Restate all the material verbatim, except for the pictures.

-------- Available data

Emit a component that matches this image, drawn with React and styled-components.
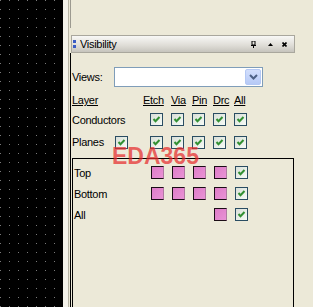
import React from 'react';
import styled, { createGlobalStyle } from 'styled-components';

const GlobalStyle = createGlobalStyle`
  html, body {
    margin: 0;
    padding: 0;
    background: #ece9d8;
  }
  body {
    font-family: "Liberation Sans", Arial, sans-serif;
    font-size: 11px;
    letter-spacing: -0.3px;
    color: #000;
  }
`;

const COLUMNS = ['Etch', 'Via', 'Pin', 'Drc', 'All'];

const Screen = styled.div`
  position: relative;
  display: flex;
  width: 313px;
  height: 307px;
  overflow: hidden;
`;

const Canvas = styled.div`
  width: 63px;
  flex-shrink: 0;
  background-color: #000;
  background-image: radial-gradient(circle, #7a7a7a 0.6px, transparent 1px);
  background-size: 9px 9px;
  background-position: 5px 5px;
`;

const Gutter = styled.div`
  width: 5px;
  flex-shrink: 0;
  margin-right: 1px;
  background: #f4f2ea;
  border-right: 1px solid #b8b5a6;
`;

const Dock = styled.div`
  width: 225px;
  flex-shrink: 0;
  display: flex;
  flex-direction: column;
`;

const Stub = styled.div`
  height: 28px;
  margin-bottom: 7px;
  border-left: 1px solid #9c9a90;
`;

const TitleBar = styled.div`
  height: 16px;
  margin-left: 1px;
  border: 1px solid #a9a79d;
  background: linear-gradient(#f8f8f6, #dedcd6 60%, #c6c4bd);
  display: flex;
  align-items: center;
  padding-left: 1px;
  padding-right: 7px;
`;

const Title = styled.span`
  margin-left: 4px;
  flex: 1;
`;

const TitleIcon = styled.svg`
  display: block;
  margin-left: ${p => p.$gap || 0}px;
`;

const Body = styled.div`
  flex: 1;
  display: flex;
  flex-direction: column;
  border-left: 1px solid #000;
  padding-left: 1px;
`;

const ViewsRow = styled.div`
  display: flex;
  align-items: center;
  height: 20px;
  margin-top: 14px;
`;

const ViewsLabel = styled.span`
  width: 42px;
`;

const Combo = styled.div`
  width: 149px;
  height: 20px;
  box-sizing: border-box;
  border: 1px solid #7f9db9;
  background: #fff;
  padding: 1px;
  display: flex;
  justify-content: flex-end;
`;

const ComboButton = styled.div`
  width: 16px;
  height: 16px;
  box-sizing: border-box;
  border: 1px solid #b4c8f4;
  border-radius: 2px;
  background: linear-gradient(#d2defc, #b6c9f6);
  display: flex;
  align-items: center;
  justify-content: center;
`;

const LayerGrid = styled.div`
  display: grid;
  grid-template-columns: ${p => p.$first}px repeat(5, 21px);
  grid-template-rows: ${p => p.$rows};
  align-items: center;
  margin-top: ${p => p.$top || 0}px;
`;

const Head = styled.span`
  text-decoration: underline;
  margin-left: ${p => p.$shift || 0}px;
  white-space: nowrap;
`;

const RowLabel = styled.span`
  display: flex;
  align-items: center;
`;

const RowText = styled.span`
  width: ${p => p.$width || 'auto'};
`;

const Box = styled.span`
  width: 13px;
  height: 13px;
  box-sizing: border-box;
  border: 1px solid #2a4d62;
  background: linear-gradient(135deg, #d9dfd8, #f6fbf6);
  display: inline-flex;
  align-items: center;
  justify-content: center;
`;

const Swatch = styled.span`
  width: 13px;
  height: 13px;
  box-sizing: border-box;
  border: 1px solid #1b0d16;
  border-right-color: #b07aa2;
  background: linear-gradient(135deg, #de7cc8, #e993d5);
`;

const GroupBox = styled.div`
  flex: 1;
  margin-top: 4px;
  margin-right: 1px;
  border: 1px solid #000;
  border-bottom: none;
  padding: 3px 0 0 1px;
`;

const Watermark = styled.div`
  position: absolute;
  left: 112px;
  top: 143px;
  font-family: "Liberation Sans", Arial, sans-serif;
  font-weight: bold;
  font-size: 23px;
  letter-spacing: 0;
  color: rgba(230, 45, 45, 0.72);
  pointer-events: none;
`;

const Check = () => (
  <Box>
    <svg width="11" height="11" viewBox="0 0 11 11">
      <polyline points="2.5,5 4.5,7.2 8.5,3" fill="none" stroke="#329032" strokeWidth="2" />
    </svg>
  </Box>
);

const Grip = () => (
  <svg width="3" height="8" viewBox="0 0 3 8" style={{ display: 'block' }}>
    <rect x="0" y="0" width="3" height="3" fill="#3a5cc4" />
    <rect x="0" y="5" width="3" height="3" fill="#3a5cc4" />
  </svg>
);

const App = () => {
  const groups = [
    { name: 'Top', cells: ['s', 's', 's', 's', 'c'] },
    { name: 'Bottom', cells: ['s', 's', 's', 's', 'c'] },
    { name: 'All', cells: [null, null, null, 's', 'c'] },
  ];

  return (
    <Screen>
      <GlobalStyle />
      <Canvas />
      <Gutter />
      <Dock>
        <Stub />
        <TitleBar>
          <Grip />
          <Title>Visibility</Title>
          <TitleIcon width="5" height="7" viewBox="0 0 5 7">
            <rect x="1" y="0" width="3" height="4" fill="none" stroke="#000" strokeWidth="1" />
            <rect x="0" y="4" width="5" height="1" fill="#000" />
            <rect x="2" y="5" width="1" height="2" fill="#000" />
          </TitleIcon>
          <TitleIcon $gap={12} width="5" height="3" viewBox="0 0 5 3">
            <polygon points="0,3 5,3 2.5,0" fill="#000" />
          </TitleIcon>
          <TitleIcon $gap={9} width="5" height="5" viewBox="0 0 5 5">
            <path d="M0.5 0.5 L4.5 4.5 M4.5 0.5 L0.5 4.5" stroke="#000" strokeWidth="1.6" />
          </TitleIcon>
        </TitleBar>
        <Body>
          <ViewsRow>
            <ViewsLabel>Views:</ViewsLabel>
            <Combo>
              <ComboButton>
                <svg width="9" height="6" viewBox="0 0 9 6">
                  <polyline points="1,1 4.5,4.5 8,1" fill="none" stroke="#4d6185" strokeWidth="2" />
                </svg>
              </ComboButton>
            </Combo>
          </ViewsRow>

          <LayerGrid $first={78} $rows="18px 21px 24px" $top={4}>
            <Head>Layer</Head>
            {COLUMNS.map((c, i) => (
              <Head key={c} $shift={i === 0 ? -7 : 0}>{c}</Head>
            ))}
            <RowLabel>Conductors</RowLabel>
            {COLUMNS.map(c => <Check key={c} />)}
            <RowLabel>
              <RowText $width="43px">Planes</RowText>
              <Check />
            </RowLabel>
            {COLUMNS.map(c => <Check key={c} />)}
          </LayerGrid>

          <GroupBox>
            <LayerGrid $first={77} $rows="21px 21px 21px">
              {groups.map(g => (
                <React.Fragment key={g.name}>
                  <RowLabel>{g.name}</RowLabel>
                  {g.cells.map((cell, i) => {
                    if (cell === 's') return <Swatch key={i} />;
                    if (cell === 'c') return <Check key={i} />;
                    return <span key={i} />;
                  })}
                </React.Fragment>
              ))}
            </LayerGrid>
          </GroupBox>
        </Body>
      </Dock>
      <Watermark>EDA365</Watermark>
    </Screen>
  );
};

export default App;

----------------

*Output of the exercise*.
Emit a component that matches this image, drawn with React and styled-components.
import React from 'react';
import styled, { createGlobalStyle } from 'styled-components';

const GlobalStyle = createGlobalStyle`
  html, body {
    margin: 0;
    padding: 0;
    background: #ece9d8;
  }
  body {
    font-family: "Liberation Sans", Arial, sans-serif;
    font-size: 11px;
    letter-spacing: -0.3px;
    color: #000;
  }
`;

const COLUMNS = ['Etch', 'Via', 'Pin', 'Drc', 'All'];

const Screen = styled.div`
  position: relative;
  display: flex;
  width: 313px;
  height: 307px;
  overflow: hidden;
`;

const Canvas = styled.div`
  width: 63px;
  flex-shrink: 0;
  background-color: #000;
  background-image: radial-gradient(circle, #7a7a7a 0.6px, transparent 1px);
  background-size: 9px 9px;
  background-position: 5px 5px;
`;

const Gutter = styled.div`
  width: 5px;
  flex-shrink: 0;
  margin-right: 1px;
  background: #f4f2ea;
  border-right: 1px solid #b8b5a6;
`;

const Dock = styled.div`
  width: 225px;
  flex-shrink: 0;
  display: flex;
  flex-direction: column;
`;

const Stub = styled.div`
  height: 28px;
  margin-bottom: 7px;
  border-left: 1px solid #9c9a90;
`;

const TitleBar = styled.div`
  height: 16px;
  margin-left: 1px;
  border: 1px solid #a9a79d;
  background: linear-gradient(#f8f8f6, #dedcd6 60%, #c6c4bd);
  display: flex;
  align-items: center;
  padding-left: 1px;
  padding-right: 7px;
`;

const Title = styled.span`
  margin-left: 4px;
  flex: 1;
`;

const TitleIcon = styled.svg`
  display: block;
  margin-left: ${p => p.$gap || 0}px;
`;

const Body = styled.div`
  flex: 1;
  display: flex;
  flex-direction: column;
  border-left: 1px solid #000;
  padding-left: 1px;
`;

const ViewsRow = styled.div`
  display: flex;
  align-items: center;
  height: 20px;
  margin-top: 14px;
`;

const ViewsLabel = styled.span`
  width: 42px;
`;

const Combo = styled.div`
  width: 149px;
  height: 20px;
  box-sizing: border-box;
  border: 1px solid #7f9db9;
  background: #fff;
  padding: 1px;
  display: flex;
  justify-content: flex-end;
`;

const ComboButton = styled.div`
  width: 16px;
  height: 16px;
  box-sizing: border-box;
  border: 1px solid #b4c8f4;
  border-radius: 2px;
  background: linear-gradient(#d2defc, #b6c9f6);
  display: flex;
  align-items: center;
  justify-content: center;
`;

const LayerGrid = styled.div`
  display: grid;
  grid-template-columns: ${p => p.$first}px repeat(5, 21px);
  grid-template-rows: ${p => p.$rows};
  align-items: center;
  margin-top: ${p => p.$top || 0}px;
`;

const Head = styled.span`
  text-decoration: underline;
  margin-left: ${p => p.$shift || 0}px;
  white-space: nowrap;
`;

const RowLabel = styled.span`
  display: flex;
  align-items: center;
`;

const RowText = styled.span`
  width: ${p => p.$width || 'auto'};
`;

const Box = styled.span`
  width: 13px;
  height: 13px;
  box-sizing: border-box;
  border: 1px solid #2a4d62;
  background: linear-gradient(135deg, #d9dfd8, #f6fbf6);
  display: inline-flex;
  align-items: center;
  justify-content: center;
`;

const Swatch = styled.span`
  width: 13px;
  height: 13px;
  box-sizing: border-box;
  border: 1px solid #1b0d16;
  border-right-color: #b07aa2;
  background: linear-gradient(135deg, #de7cc8, #e993d5);
`;

const GroupBox = styled.div`
  flex: 1;
  margin-top: 4px;
  margin-right: 1px;
  border: 1px solid #000;
  border-bottom: none;
  padding: 3px 0 0 1px;
`;

const Watermark = styled.div`
  position: absolute;
  left: 112px;
  top: 143px;
  font-family: "Liberation Sans", Arial, sans-serif;
  font-weight: bold;
  font-size: 23px;
  letter-spacing: 0;
  color: rgba(230, 45, 45, 0.72);
  pointer-events: none;
`;

const Check = () => (
  <Box>
    <svg width="11" height="11" viewBox="0 0 11 11">
      <polyline points="2.5,5 4.5,7.2 8.5,3" fill="none" stroke="#329032" strokeWidth="2" />
    </svg>
  </Box>
);

const Grip = () => (
  <svg width="3" height="8" viewBox="0 0 3 8" style={{ display: 'block' }}>
    <rect x="0" y="0" width="3" height="3" fill="#3a5cc4" />
    <rect x="0" y="5" width="3" height="3" fill="#3a5cc4" />
  </svg>
);

const App = () => {
  const groups = [
    { name: 'Top', cells: ['s', 's', 's', 's', 'c'] },
    { name: 'Bottom', cells: ['s', 's', 's', 's', 'c'] },
    { name: 'All', cells: [null, null, null, 's', 'c'] },
  ];

  return (
    <Screen>
      <GlobalStyle />
      <Canvas />
      <Gutter />
      <Dock>
        <Stub />
        <TitleBar>
          <Grip />
          <Title>Visibility</Title>
          <TitleIcon width="5" height="7" viewBox="0 0 5 7">
            <rect x="1" y="0" width="3" height="4" fill="none" stroke="#000" strokeWidth="1" />
            <rect x="0" y="4" width="5" height="1" fill="#000" />
            <rect x="2" y="5" width="1" height="2" fill="#000" />
          </TitleIcon>
          <TitleIcon $gap={12} width="5" height="3" viewBox="0 0 5 3">
            <polygon points="0,3 5,3 2.5,0" fill="#000" />
          </TitleIcon>
          <TitleIcon $gap={9} width="5" height="5" viewBox="0 0 5 5">
            <path d="M0.5 0.5 L4.5 4.5 M4.5 0.5 L0.5 4.5" stroke="#000" strokeWidth="1.6" />
          </TitleIcon>
        </TitleBar>
        <Body>
          <ViewsRow>
            <ViewsLabel>Views:</ViewsLabel>
            <Combo>
              <ComboButton>
                <svg width="9" height="6" viewBox="0 0 9 6">
                  <polyline points="1,1 4.5,4.5 8,1" fill="none" stroke="#4d6185" strokeWidth="2" />
                </svg>
              </ComboButton>
            </Combo>
          </ViewsRow>

          <LayerGrid $first={78} $rows="18px 21px 24px" $top={4}>
            <Head>Layer</Head>
            {COLUMNS.map((c, i) => (
              <Head key={c} $shift={i === 0 ? -7 : 0}>{c}</Head>
            ))}
            <RowLabel>Conductors</RowLabel>
            {COLUMNS.map(c => <Check key={c} />)}
            <RowLabel>
              <RowText $width="43px">Planes</RowText>
              <Check />
            </RowLabel>
            {COLUMNS.map(c => <Check key={c} />)}
          </LayerGrid>

          <GroupBox>
            <LayerGrid $first={77} $rows="21px 21px 21px">
              {groups.map(g => (
                <React.Fragment key={g.name}>
                  <RowLabel>{g.name}</RowLabel>
                  {g.cells.map((cell, i) => {
                    if (cell === 's') return <Swatch key={i} />;
                    if (cell === 'c') return <Check key={i} />;
                    return <span key={i} />;
                  })}
                </React.Fragment>
              ))}
            </LayerGrid>
          </GroupBox>
        </Body>
      </Dock>
      <Watermark>EDA365</Watermark>
    </Screen>
  );
};

export default App;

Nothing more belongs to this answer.